• [Task directions]:
Gather each line containing the string "React" from these entries.

--- START OF Available records ---

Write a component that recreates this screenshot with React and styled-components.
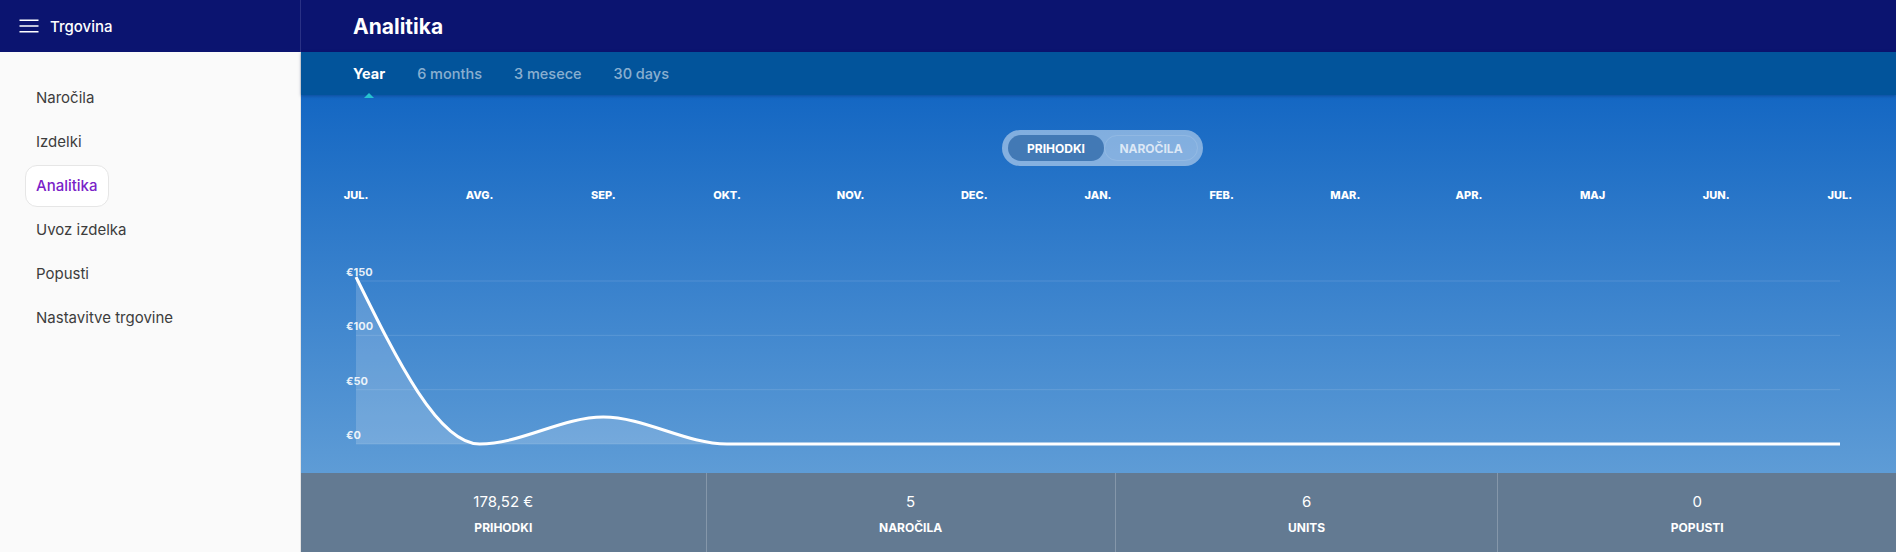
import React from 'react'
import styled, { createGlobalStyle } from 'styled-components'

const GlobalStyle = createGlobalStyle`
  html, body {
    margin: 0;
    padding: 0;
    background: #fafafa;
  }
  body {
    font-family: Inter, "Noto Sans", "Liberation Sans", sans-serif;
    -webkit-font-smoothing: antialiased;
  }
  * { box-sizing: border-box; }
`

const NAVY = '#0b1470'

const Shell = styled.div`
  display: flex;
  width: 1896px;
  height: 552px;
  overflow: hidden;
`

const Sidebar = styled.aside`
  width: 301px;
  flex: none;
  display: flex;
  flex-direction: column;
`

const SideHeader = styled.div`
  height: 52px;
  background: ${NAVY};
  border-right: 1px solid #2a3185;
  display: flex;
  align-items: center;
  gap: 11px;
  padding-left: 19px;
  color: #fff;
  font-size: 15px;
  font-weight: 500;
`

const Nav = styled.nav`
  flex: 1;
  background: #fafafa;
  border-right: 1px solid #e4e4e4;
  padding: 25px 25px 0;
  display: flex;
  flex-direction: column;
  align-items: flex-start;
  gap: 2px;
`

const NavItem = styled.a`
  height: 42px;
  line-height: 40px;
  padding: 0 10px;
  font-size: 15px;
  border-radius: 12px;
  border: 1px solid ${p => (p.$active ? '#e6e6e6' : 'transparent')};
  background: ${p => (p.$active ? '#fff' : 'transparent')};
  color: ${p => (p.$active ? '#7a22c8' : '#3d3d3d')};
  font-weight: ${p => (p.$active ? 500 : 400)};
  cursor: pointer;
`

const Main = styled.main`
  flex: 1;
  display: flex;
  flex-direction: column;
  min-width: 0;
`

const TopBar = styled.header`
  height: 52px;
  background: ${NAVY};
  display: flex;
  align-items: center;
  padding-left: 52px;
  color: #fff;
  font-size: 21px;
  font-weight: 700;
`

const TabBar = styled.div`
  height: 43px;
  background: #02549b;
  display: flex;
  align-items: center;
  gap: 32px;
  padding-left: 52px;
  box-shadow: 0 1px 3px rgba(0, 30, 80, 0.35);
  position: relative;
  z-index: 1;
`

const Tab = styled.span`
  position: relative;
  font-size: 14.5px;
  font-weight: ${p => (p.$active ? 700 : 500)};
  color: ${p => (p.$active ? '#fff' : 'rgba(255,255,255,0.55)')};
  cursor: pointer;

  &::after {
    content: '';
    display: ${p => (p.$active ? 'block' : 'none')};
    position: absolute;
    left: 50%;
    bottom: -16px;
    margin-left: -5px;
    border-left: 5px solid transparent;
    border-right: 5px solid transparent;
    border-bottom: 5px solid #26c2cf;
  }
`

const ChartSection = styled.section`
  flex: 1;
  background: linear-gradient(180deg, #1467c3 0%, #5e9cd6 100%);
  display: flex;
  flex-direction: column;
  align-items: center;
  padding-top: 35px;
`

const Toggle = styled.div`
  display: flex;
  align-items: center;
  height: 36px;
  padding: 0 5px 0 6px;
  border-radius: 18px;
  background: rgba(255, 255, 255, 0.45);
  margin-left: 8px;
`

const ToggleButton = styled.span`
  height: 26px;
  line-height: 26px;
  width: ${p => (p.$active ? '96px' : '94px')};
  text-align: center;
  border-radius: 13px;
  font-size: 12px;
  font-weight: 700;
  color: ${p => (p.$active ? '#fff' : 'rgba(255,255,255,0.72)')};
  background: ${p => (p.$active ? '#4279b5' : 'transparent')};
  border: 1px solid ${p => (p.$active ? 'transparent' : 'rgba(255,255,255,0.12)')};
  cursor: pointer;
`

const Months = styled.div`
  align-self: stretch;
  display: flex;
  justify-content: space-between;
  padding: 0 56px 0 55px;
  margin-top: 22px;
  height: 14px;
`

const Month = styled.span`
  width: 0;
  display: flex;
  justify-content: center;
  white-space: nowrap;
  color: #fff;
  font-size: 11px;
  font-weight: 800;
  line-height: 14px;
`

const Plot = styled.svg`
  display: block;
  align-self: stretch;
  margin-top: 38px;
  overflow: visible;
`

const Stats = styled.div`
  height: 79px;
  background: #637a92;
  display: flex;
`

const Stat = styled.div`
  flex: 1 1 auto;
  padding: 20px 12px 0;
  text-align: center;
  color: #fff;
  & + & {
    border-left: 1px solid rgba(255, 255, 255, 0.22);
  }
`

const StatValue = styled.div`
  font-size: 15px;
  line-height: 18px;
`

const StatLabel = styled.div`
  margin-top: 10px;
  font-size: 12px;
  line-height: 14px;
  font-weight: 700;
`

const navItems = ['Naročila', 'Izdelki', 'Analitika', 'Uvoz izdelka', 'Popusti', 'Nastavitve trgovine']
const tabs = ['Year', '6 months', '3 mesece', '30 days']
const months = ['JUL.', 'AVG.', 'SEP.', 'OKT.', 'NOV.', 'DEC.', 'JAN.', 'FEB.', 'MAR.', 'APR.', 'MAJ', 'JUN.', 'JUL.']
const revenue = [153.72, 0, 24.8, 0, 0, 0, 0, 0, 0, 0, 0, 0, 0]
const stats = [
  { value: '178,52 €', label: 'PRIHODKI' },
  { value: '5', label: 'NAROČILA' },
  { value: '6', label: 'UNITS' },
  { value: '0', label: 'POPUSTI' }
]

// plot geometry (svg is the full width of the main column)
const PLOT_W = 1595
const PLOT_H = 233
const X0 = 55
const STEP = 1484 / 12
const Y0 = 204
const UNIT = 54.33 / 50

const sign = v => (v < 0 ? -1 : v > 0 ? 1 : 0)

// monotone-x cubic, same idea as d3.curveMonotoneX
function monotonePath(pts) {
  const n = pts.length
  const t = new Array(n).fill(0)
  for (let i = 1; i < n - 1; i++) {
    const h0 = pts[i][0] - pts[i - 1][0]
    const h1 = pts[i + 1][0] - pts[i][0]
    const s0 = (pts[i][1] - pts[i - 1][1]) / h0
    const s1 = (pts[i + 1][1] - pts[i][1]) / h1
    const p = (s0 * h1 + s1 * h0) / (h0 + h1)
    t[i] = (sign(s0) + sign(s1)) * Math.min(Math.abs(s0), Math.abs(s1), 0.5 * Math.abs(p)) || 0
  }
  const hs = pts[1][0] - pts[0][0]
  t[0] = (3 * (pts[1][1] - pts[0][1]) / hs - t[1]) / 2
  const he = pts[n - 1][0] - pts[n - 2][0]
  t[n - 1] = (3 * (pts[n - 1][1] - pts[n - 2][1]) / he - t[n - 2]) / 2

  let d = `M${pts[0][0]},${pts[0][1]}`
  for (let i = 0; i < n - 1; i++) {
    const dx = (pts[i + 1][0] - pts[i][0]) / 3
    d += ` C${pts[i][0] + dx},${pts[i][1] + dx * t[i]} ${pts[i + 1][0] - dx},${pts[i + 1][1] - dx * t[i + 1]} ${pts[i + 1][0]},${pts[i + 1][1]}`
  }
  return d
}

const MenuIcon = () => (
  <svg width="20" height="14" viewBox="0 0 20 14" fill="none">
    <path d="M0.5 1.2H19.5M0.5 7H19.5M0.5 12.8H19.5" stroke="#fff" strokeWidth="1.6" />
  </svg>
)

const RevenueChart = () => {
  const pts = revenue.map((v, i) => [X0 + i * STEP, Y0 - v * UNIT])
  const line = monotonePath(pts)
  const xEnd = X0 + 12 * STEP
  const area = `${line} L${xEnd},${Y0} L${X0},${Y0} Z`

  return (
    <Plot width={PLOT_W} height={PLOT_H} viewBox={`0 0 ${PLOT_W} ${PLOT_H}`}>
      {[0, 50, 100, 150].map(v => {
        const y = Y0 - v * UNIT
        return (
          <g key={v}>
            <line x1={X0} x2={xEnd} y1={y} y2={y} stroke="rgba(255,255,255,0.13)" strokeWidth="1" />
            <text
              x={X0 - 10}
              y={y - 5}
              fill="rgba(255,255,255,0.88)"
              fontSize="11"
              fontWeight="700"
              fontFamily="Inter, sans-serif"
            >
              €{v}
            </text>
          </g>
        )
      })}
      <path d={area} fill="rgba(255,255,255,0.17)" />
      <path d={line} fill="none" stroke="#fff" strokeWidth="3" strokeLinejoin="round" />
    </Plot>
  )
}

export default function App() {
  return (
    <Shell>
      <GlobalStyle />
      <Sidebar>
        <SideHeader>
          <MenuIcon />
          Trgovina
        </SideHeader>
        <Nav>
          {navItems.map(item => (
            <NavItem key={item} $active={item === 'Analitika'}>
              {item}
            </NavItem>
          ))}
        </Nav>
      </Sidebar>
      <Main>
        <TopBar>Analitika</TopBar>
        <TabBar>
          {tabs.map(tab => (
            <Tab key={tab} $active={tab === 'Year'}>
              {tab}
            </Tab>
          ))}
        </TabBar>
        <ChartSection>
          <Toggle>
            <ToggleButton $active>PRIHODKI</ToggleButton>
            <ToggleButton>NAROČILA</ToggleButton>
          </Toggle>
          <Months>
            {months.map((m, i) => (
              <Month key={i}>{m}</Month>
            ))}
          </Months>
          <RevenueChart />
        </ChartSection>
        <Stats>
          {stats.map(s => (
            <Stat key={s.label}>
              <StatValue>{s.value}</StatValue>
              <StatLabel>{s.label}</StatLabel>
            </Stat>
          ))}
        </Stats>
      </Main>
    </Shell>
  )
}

--- END OF Available records ---
--- START OF Available records ---

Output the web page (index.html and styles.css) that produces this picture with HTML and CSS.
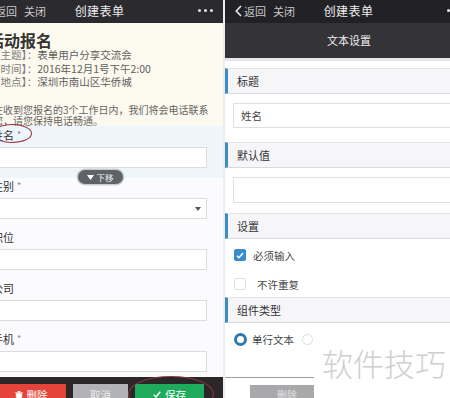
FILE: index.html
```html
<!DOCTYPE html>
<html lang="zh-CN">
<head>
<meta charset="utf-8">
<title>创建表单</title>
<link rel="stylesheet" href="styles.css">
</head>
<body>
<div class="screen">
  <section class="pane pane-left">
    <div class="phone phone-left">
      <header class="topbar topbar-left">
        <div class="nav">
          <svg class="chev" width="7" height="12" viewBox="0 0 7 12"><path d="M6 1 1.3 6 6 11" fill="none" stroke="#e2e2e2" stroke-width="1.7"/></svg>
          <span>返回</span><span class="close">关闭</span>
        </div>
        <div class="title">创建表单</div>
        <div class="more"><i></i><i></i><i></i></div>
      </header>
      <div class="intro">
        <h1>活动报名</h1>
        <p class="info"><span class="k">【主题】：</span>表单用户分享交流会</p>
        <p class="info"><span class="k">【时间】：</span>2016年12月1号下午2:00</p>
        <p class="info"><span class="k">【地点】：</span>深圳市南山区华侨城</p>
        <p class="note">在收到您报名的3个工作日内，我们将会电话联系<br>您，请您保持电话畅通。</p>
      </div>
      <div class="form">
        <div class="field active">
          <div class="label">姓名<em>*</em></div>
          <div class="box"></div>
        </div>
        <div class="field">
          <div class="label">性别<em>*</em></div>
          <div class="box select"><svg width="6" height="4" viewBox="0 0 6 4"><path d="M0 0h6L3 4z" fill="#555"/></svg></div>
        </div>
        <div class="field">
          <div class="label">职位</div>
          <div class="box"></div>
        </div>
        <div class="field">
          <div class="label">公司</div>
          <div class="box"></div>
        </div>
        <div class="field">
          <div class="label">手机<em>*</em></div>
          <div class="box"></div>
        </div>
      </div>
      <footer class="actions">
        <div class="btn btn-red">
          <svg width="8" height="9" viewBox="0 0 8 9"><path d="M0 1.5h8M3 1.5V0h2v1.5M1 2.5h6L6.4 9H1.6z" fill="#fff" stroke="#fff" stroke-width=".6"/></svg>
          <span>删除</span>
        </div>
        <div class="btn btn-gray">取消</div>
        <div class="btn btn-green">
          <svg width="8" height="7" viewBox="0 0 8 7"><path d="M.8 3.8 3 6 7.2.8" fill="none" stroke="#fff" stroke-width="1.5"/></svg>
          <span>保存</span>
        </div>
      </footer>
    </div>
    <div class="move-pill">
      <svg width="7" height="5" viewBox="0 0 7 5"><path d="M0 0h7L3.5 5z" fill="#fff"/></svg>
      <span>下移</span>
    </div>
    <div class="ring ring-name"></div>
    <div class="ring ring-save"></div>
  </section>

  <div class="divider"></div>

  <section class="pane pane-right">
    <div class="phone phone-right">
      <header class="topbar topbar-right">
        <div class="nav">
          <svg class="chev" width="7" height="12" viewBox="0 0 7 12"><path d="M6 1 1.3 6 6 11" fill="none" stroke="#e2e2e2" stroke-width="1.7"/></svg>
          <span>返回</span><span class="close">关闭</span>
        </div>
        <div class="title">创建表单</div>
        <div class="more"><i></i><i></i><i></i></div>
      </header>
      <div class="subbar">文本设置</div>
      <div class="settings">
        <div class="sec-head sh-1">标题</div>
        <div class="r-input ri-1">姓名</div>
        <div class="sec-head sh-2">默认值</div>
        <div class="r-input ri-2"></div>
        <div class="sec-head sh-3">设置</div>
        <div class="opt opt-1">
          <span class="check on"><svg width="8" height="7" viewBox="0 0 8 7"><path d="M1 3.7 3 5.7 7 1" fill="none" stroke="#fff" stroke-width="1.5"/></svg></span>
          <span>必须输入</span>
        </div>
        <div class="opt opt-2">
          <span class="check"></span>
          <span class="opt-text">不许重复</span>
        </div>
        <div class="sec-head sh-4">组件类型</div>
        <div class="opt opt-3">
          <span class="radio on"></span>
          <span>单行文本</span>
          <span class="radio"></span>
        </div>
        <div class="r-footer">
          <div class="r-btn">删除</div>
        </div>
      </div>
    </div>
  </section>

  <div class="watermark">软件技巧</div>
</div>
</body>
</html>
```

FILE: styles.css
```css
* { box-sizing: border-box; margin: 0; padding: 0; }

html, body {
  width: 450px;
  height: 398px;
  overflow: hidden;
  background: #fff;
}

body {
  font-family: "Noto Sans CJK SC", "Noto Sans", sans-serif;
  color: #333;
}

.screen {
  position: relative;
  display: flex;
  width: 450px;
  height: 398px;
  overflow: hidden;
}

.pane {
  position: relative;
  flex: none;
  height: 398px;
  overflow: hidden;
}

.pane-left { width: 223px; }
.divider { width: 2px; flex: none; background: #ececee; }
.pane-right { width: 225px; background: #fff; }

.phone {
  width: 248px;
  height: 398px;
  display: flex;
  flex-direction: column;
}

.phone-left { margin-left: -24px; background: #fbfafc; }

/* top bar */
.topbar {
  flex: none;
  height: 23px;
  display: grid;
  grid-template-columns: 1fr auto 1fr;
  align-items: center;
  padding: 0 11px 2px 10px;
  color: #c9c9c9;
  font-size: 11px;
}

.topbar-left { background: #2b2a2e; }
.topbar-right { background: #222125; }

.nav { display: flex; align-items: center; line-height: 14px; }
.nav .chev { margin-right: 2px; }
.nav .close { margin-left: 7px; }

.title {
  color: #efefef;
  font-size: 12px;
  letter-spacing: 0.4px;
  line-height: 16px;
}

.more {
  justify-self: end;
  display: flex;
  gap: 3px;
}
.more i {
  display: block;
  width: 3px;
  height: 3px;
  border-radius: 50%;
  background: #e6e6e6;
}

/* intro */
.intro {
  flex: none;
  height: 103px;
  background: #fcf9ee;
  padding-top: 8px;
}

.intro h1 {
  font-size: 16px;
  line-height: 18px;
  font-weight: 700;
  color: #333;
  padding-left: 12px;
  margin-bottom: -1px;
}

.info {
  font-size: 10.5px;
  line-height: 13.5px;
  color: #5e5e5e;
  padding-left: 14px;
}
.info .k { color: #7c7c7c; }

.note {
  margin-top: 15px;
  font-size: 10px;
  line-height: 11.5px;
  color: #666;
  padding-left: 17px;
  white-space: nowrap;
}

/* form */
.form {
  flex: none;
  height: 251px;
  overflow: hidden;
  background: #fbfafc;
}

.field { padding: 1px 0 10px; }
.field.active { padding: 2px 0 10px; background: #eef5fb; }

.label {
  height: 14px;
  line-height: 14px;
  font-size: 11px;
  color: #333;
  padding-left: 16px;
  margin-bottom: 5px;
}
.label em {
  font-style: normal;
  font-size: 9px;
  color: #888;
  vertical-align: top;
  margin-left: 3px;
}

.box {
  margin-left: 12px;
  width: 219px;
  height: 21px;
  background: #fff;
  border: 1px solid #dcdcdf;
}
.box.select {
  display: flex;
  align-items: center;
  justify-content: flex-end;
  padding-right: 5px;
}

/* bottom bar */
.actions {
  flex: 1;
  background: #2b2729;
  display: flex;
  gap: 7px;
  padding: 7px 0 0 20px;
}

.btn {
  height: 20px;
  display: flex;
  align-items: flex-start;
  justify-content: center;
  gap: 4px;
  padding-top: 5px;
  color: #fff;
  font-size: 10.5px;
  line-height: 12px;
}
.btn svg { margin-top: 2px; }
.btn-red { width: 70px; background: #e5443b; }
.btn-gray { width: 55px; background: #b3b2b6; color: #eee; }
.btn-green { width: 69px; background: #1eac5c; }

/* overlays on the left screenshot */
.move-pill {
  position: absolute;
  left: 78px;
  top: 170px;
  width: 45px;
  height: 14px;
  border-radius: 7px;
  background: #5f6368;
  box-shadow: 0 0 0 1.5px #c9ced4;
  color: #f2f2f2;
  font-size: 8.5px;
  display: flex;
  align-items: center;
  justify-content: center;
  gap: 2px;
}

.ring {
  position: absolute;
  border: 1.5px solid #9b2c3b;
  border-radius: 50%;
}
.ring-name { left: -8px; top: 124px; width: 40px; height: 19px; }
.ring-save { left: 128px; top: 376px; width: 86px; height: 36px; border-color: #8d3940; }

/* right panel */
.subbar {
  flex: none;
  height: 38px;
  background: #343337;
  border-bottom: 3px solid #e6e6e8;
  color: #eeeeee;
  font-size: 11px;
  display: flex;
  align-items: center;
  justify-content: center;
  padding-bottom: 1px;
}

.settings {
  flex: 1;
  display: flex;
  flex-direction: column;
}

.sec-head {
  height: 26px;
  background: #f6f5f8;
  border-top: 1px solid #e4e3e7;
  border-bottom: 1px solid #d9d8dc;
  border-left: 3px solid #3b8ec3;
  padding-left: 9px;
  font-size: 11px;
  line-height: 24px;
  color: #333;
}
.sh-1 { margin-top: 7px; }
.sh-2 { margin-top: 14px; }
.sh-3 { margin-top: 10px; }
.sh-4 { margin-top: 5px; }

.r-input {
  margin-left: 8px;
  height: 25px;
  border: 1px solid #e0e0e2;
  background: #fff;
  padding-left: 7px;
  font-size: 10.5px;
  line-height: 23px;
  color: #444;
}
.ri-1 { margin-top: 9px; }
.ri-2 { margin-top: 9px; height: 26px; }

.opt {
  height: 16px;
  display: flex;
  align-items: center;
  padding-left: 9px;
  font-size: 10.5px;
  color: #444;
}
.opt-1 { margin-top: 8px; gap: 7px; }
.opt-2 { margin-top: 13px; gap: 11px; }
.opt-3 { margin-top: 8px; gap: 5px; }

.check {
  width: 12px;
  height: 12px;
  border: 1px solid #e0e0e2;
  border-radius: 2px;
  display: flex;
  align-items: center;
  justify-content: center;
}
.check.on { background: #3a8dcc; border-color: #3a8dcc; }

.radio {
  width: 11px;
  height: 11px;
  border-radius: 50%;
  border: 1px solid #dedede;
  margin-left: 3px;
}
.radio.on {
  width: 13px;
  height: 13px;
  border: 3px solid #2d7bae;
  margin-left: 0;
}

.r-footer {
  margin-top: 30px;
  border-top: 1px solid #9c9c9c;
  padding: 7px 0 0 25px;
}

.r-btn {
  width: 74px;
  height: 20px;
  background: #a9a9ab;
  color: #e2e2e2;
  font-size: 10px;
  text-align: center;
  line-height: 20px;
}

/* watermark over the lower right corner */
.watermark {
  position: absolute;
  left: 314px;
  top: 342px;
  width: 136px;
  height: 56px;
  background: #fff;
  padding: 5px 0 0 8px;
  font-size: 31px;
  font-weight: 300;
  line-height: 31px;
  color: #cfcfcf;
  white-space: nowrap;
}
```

--- END OF Available records ---

• [Complete output]:
Write a component that recreates this screenshot with React and styled-components.
import React from 'react'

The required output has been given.